Toda a discussão dizia respeito aos novos painéis publicitários a instalar em Lisboa, alguns deles digitais, parecidos com grandes televisões – por isso lhes chamam “painéis gigantes”. Resultam de um contrato de concessão de mobiliário urbano (mupis, outdoors, paragens de autocarro, etc.), durante 15 anos, para publicidade, em troca de 8,3 milhões de euros por ano que a empresa JC Decaux, ganhadora do concurso, vai pagar à Câmara de Lisboa. A história vem de 2016, concurso aberto em 2017. Nessa altura houve uma decisão do júri, depois o concurso foi impugnado, tudo isto levou tempo, e as coisas só ficaram definitivamente decididas em 2022, ano em que Moedas assinou o contrato.

A parte curiosa?
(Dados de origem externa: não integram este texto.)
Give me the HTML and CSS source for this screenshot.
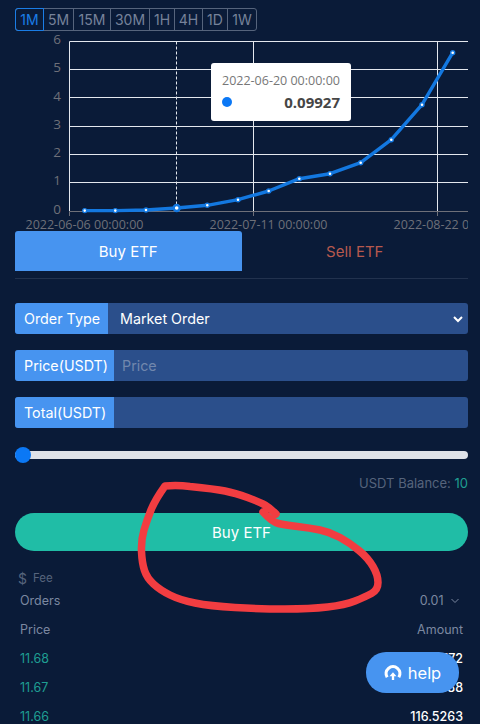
FILE: index.html
```html
<html>
<head>
    <meta charset="UTF-8">
    <meta name="viewport" content="width=device-width, initial-scale=1.0">
    <title>Buy ETF</title>
    <link rel="stylesheet" href="styles.css">
</head>
<body>
<div class="page">
    <div class="periods">
        <span class="period active p1">1M</span>
        <span class="period p2">5M</span>
        <span class="period p3">15M</span>
        <span class="period p4">30M</span>
        <span class="period p5">1H</span>
        <span class="period p6">4H</span>
        <span class="period p7">1D</span>
        <span class="period p8">1W</span>
    </div>

    <div class="chart">
        <svg class="chart-svg" width="468" height="200" viewBox="0 0 468 200">
            <g class="grid">
                <path d="M69.5 9.5H468M69.5 37.5H468M69.5 65.5H468M69.5 94.5H468M69.5 122.5H468M69.5 150.5H468"/>
                <path d="M69.5 9.5V179M253.5 9.5V179M437.5 9.5V179"/>
            </g>
            <path class="axis" d="M69.5 179.5H468M69.5 179.5V184M253.5 179.5V184M437.5 179.5V184"/>
            <path class="cursor" d="M176.5 9.5V179"/>
            <polyline class="line" points="84.7,178.6 115.3,178.6 146,178 176.7,176 207.3,173.3 238,167.7 268.7,159 299.3,146.7 330,141.7 360.7,130.7 391.3,107.7 422,72.7 452.7,20.7"/>
            <g class="dots">
                <circle cx="84.7" cy="178.6" r="2"/>
                <circle cx="115.3" cy="178.6" r="2"/>
                <circle cx="146" cy="178" r="2"/>
                <circle cx="207.3" cy="173.3" r="2"/>
                <circle cx="238" cy="167.7" r="2"/>
                <circle cx="268.7" cy="159" r="2"/>
                <circle cx="299.3" cy="146.7" r="2"/>
                <circle cx="330" cy="141.7" r="2"/>
                <circle cx="360.7" cy="130.7" r="2"/>
                <circle cx="391.3" cy="107.7" r="2"/>
                <circle cx="422" cy="72.7" r="2"/>
                <circle cx="452.7" cy="20.7" r="2"/>
            </g>
            <circle class="dot-hover" cx="176.7" cy="176" r="3"/>
            <g class="y-labels">
                <text x="61" y="12">6</text>
                <text x="61" y="40">5</text>
                <text x="61" y="69">4</text>
                <text x="61" y="97">3</text>
                <text x="61" y="125">2</text>
                <text x="61" y="153">1</text>
                <text x="61" y="182">0</text>
            </g>
            <g class="x-labels">
                <text x="84.5" y="197">2022-06-06 00:00:00</text>
                <text x="268.5" y="197">2022-07-11 00:00:00</text>
                <text x="452.5" y="197">2022-08-22 00:00:00</text>
            </g>
        </svg>
        <div class="tooltip">
            <div class="tooltip-date">2022-06-20 00:00:00</div>
            <div class="tooltip-row">
                <span class="tooltip-dot"></span>
                <span class="tooltip-value">0.09927</span>
            </div>
        </div>
    </div>

    <div class="tabs">
        <div class="tab tab-buy">Buy ETF</div>
        <div class="tab tab-sell">Sell ETF</div>
    </div>

    <div class="field">
        <label class="field-label">Order Type</label>
        <div class="field-select">
            <span>Market Order</span>
            <svg class="chevron" width="12" height="8" viewBox="0 0 12 8"><path d="M2 2l4 4 4-4"/></svg>
        </div>
    </div>
    <div class="field">
        <label class="field-label wide">Price(USDT)</label>
        <div class="field-input placeholder">Price</div>
    </div>
    <div class="field">
        <label class="field-label wide">Total(USDT)</label>
        <div class="field-input"></div>
    </div>

    <div class="slider"><span class="slider-thumb"></span></div>

    <div class="balance">USDT Balance: <span class="green">10</span></div>

    <div class="buy-btn">Buy ETF</div>

    <div class="fee"><span class="fee-sign">$</span>Fee</div>
    <div class="row orders-head"><span>Orders</span><span>0.01 <svg class="small-chevron" width="10" height="6" viewBox="0 0 10 6"><path d="M1.5 1l3.5 3.5L8.5 1"/></svg></span></div>
    <div class="row orders-head"><span>Price</span><span>Amount</span></div>
    <div class="row order"><span class="green">11.68</span><span>116.6772</span></div>
    <div class="row order"><span class="green">11.67</span><span>116.5688</span></div>
    <div class="row order"><span class="green">11.66</span><span>116.5263</span></div>
</div>

<div class="help">
    <svg width="18" height="16" viewBox="0 0 17 15">
        <path class="help-arc" d="M3 11.5A6.5 6.5 0 1 1 14 11.5"/>
        <path class="help-arrow" d="M5.2 10.5L8.5 6.8 11.8 10.5H9.6V14H7.4V10.5Z"/>
    </svg>
    help
</div>

<svg class="scribble" width="480" height="724" viewBox="0 0 480 724">
    <path d="M263 512Q272 522 278.5 523.5Q285 525 297.5 526.5Q310 528 320 530Q330 532 340 537.5Q350 543 359 550.5Q368 558 373 566.5Q378 575 378 582.5Q378 590 371.5 593.5Q365 597 355 601Q345 605 327.5 607Q310 609 285 609Q260 609 235 607.5Q210 606 195 603Q180 600 170 595Q160 590 153.5 584Q147 578 144.5 570.5Q142 563 141.5 551.5Q141 540 144 530Q147 520 151 510Q155 500 165 486Q178 485 190 486.5Q215 489 225 491Q235 493 247.5 497.5Q260 502 265 505Q270 508 276 514"/>
</svg>
</body>
</html>
```

FILE: styles.css
```css
* {
    box-sizing: border-box;
}
html, body {
    margin: 0;
    height: 100%;
    overflow: hidden;
}
body {
    font-family: Inter, "Open Sans", sans-serif;
    background-color: #0a1b38;
    color: #fff;
}
.page {
    padding: 8px 12px 0 15px;
}
.periods {
    display: flex;
    width: 242px;
    height: 23px;
    border: 1px solid #56647c;
    border-radius: 3px;
    font-size: 14px;
    color: #76829a;
}
.period {
    display: flex;
    align-items: center;
    justify-content: center;
    border-right: 1px solid #56647c;
}
.period:last-child { border-right: none; }
.period.active {
    color: #1a7de6;
    margin: -1px 0 -1px -1px;
    border: 1px solid #1a7de6;
    border-radius: 3px 0 0 3px;
}
.p1 { width: 29px; }
.p2 { width: 30px; }
.p3 { width: 37px; }
.p4 { width: 39px; }
.p5 { width: 25px; }
.p6 { width: 28px; }
.p7 { width: 25px; }
.p8 { flex: 1; }

.chart {
    position: relative;
    margin: 1px 0 0 -15px;
    width: 468px;
    height: 199px;
}
.chart-svg {
    display: block;
}
.grid path {
    fill: none;
    stroke: #e4e8ee;
    stroke-width: 1;
}
.axis {
    fill: none;
    stroke: #6e7079;
    stroke-width: 1;
}
.cursor {
    fill: none;
    stroke: #e4e8ee;
    stroke-dasharray: 3 2;
}
.line {
    fill: none;
    stroke: #1378e0;
    stroke-width: 3.4;
    stroke-linejoin: round;
}
.dots circle {
    fill: #fff;
    stroke: #1378e0;
    stroke-width: 1.4;
}
.dot-hover {
    fill: #fff;
    stroke: #1378e0;
    stroke-width: 2.4;
}
.y-labels text {
    font-family: "Open Sans", sans-serif;
    font-size: 13.5px;
    fill: #6e7079;
    text-anchor: end;
}
.x-labels text {
    font-family: "Open Sans", sans-serif;
    font-size: 12.5px;
    fill: #6e7079;
    text-anchor: middle;
}
.tooltip {
    position: absolute;
    left: 211px;
    top: 31px;
    width: 140px;
    height: 57.5px;
    padding: 10px 11px;
    background: #fff;
    border-radius: 3px;
    color: #777;
    font-family: "Open Sans", sans-serif;
    white-space: nowrap;
}
.tooltip-date {
    font-size: 12.5px;
    line-height: 16px;
}
.tooltip-row {
    display: flex;
    align-items: center;
    justify-content: space-between;
    margin-top: 3px;
}
.tooltip-dot {
    width: 10px;
    height: 10px;
    border-radius: 50%;
    background: #0b78f5;
}
.tooltip-value {
    font-size: 15px;
    line-height: 20px;
    font-weight: 700;
    color: #464646;
}

.tabs {
    display: flex;
    height: 48px;
    border-bottom: 1px solid #22324e;
    font-size: 15px;
    padding-bottom: 7px;
}
.tab {
    flex: 1;
    display: flex;
    align-items: center;
    justify-content: center;
}
.tab-buy {
    background: #4794f0;
    border-radius: 3px 3px 0 0;
}
.tab-sell {
    color: #b8594e;
}

.field {
    display: flex;
    height: 31px;
    margin-bottom: 16px;
    background: #2b4f8b;
    border-radius: 3px;
    font-size: 14.3px;
}
.tabs + .field {
    margin-top: 24px;
}
.field-label {
    display: flex;
    align-items: center;
    width: 93px;
    padding-left: 9px;
    background: #4794f0;
    border-radius: 3px 0 0 3px;
}
.field-label.wide {
    width: 99px;
}
.field-select {
    flex: 1;
    display: flex;
    align-items: center;
    justify-content: space-between;
    padding: 0 4px 0 12px;
}
.chevron path {
    fill: none;
    stroke: #fff;
    stroke-width: 2;
}
.field-input {
    flex: 1;
    display: flex;
    align-items: center;
    padding-left: 8px;
}
.placeholder {
    color: #7187ad;
}

.slider {
    position: relative;
    height: 8px;
    margin-top: 23px;
    background: #dfe2e8;
    border-radius: 4px;
}
.slider-thumb {
    position: absolute;
    left: 0;
    top: -4px;
    width: 16px;
    height: 16px;
    border-radius: 50%;
    background: #0b78f5;
}
.balance {
    margin-top: 16px;
    text-align: right;
    font-size: 13px;
    line-height: 16px;
    color: #56647c;
}
.green {
    color: #1f9e92;
}
.buy-btn {
    display: flex;
    align-items: center;
    justify-content: center;
    height: 38px;
    margin-top: 22px;
    background: #20bda6;
    border-radius: 19px;
    font-size: 15px;
}
.fee {
    display: flex;
    align-items: center;
    height: 14px;
    margin-top: 20px;
    padding-left: 3px;
    font-size: 11.5px;
    color: #56647c;
}
.fee-sign {
    margin-right: 6px;
    font-size: 14px;
}
.row {
    display: flex;
    justify-content: space-between;
    align-items: center;
    height: 29px;
    padding: 0 5px;
    font-size: 12.5px;
}
.fee + .row {
    margin-top: 1px;
}
.orders-head {
    color: #7b88a0;
}
.order {
    font-weight: 500;
}
.order .green {
    font-weight: 400;
}
.small-chevron {
    margin: 0 3px 1px 3px;
}
.small-chevron path {
    fill: none;
    stroke: #7b88a0;
    stroke-width: 1;
}
.help {
    position: absolute;
    left: 366px;
    top: 652px;
    display: flex;
    align-items: center;
    justify-content: center;
    gap: 6px;
    width: 93px;
    height: 41px;
    background: #4794f0;
    border-radius: 20px;
    font-size: 16.5px;
}
.help-arc {
    fill: none;
    stroke: #fff;
    stroke-width: 3;
}
.help-arrow {
    fill: #fff;
}
.scribble {
    position: absolute;
    left: 0;
    top: 0;
    pointer-events: none;
}
.scribble path {
    fill: none;
    stroke: #f23d41;
    stroke-width: 7.5;
    stroke-linecap: round;
    stroke-linejoin: round;
}
```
Em Setembro de 2022, o contrato tinha sido aprovado em reunião de Câmara, praticamente por unanimidade; quase todos os vereadores votaram a favor, com apenas duas abstenções (do Livre e da vereadora Paula Marques, independente eleita nas listas do PS). Ou seja, a própria oposição, do PS, o PCP, e o Bloco de Esquerda, votou a favor do contrato que Moedas viria a assinar.

Dois anos depois, terça-feira da semana passada, na reunião plenária da Assembleia Municipal, a esquerda execra os painéis, e as deputadas do BE acusam Moedas de mentir. Moedas abandona a sala. Seguiu-se a indispensável polémica nos jornais e televisões, a esquerda verteu raiva em artigos tendenciosos contra Carlos Moedas, e o PS explicou que Moedas era responsável pela localização dos “painéis gigantes”. Na sexta-feira seguinte, ao final do dia, uma notícia no jornal Público confirmava que a localização dos painéis estava decidida desde 2016, descrita no anexo III ao Caderno de Encargos de Fernando Medina. Quem mentiu foi o PS, desde o primeiro minuto, sabendo que mentia.